Taxation of income from an incentive program is generally a question about when the income is to be taxed and classification of the type of income (which effects how much tax that will be levied). The changes in the taxation of employee stock options are intended to reduce tax burden for both the employer and employee and to postpone the taxation.

Special employee stock options with beneficial tax treatment, so called qualified employee stock options, will be introduced. These qualified stock options will not give rise to taxable benefit at the time of exercise (the acquisition of shares), and instead tax will be triggered once the shares are sold. The total gain will be subject to capital gains tax (and not income tax), thereby reducing the overall tax rate and postponing taxation until realisation of the value. In addition, the employer will not need to pay social security contributions, reducing the tax burden also for the companies.

For the rules to be applicable a number of conditions need to be met, meaning that the rules will only apply to companies (i) that has been up and running for no longer than seven years, (ii) that has an annual turnover of no more than SEK 80 million, (iii) that has less than 50 employees, and (iv) that are not held by a state-owned body (to 25% or more).

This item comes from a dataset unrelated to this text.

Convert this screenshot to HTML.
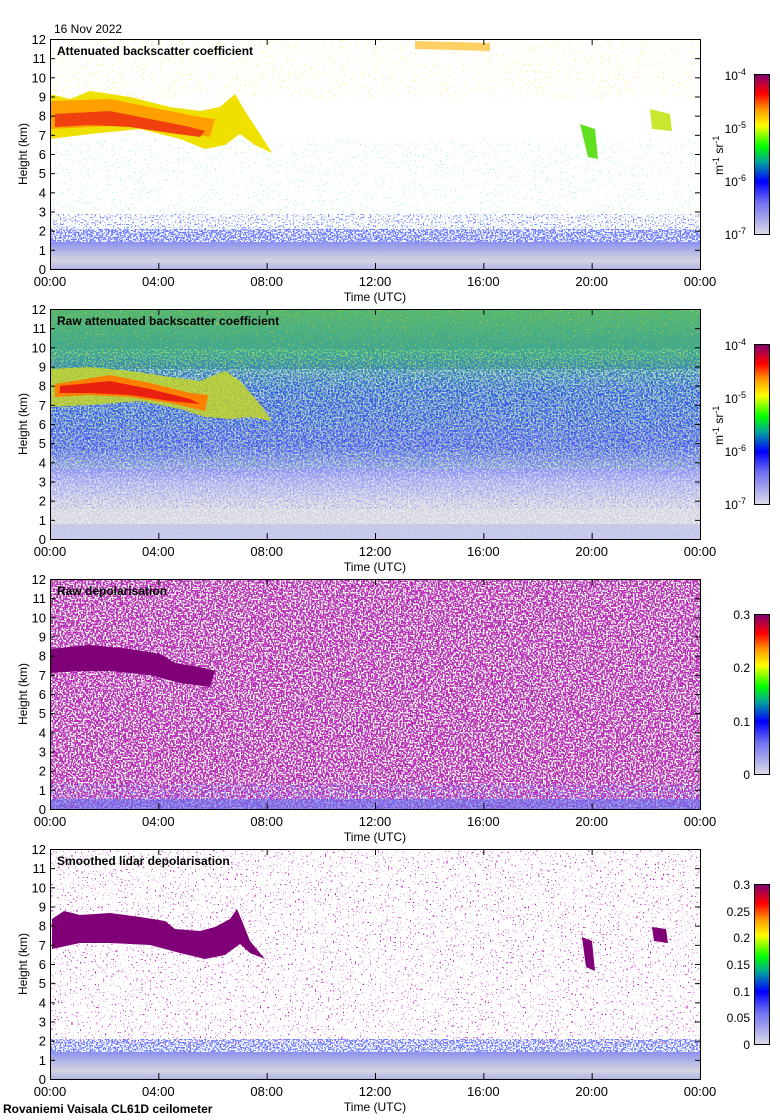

Additional conditions apply and there are also several limitations and rules concerning which persons within a company can receive these so called qualified employee stock options.

Although bringing long-wanted tax-reliefs for many startups, the proposal has been criticized, for potentially excluding start-ups within the prospering Swedish fin-tech sector due to an exemption restricting companies within the financial sector to benefit from these new benefits. It has also been criticized for giving the very earliest of companies a competitive edge in relation to more established companies within the growth tech sector, which companies are expected to significantly contribute to the Swedish economy and to Sweden’s reputation as a leading tech nation in the years to come, and who compete with startup companies for qualified proffesionals to be able to fuel their continued growth.

The new rules are proposed to come into force on 1 January 2018.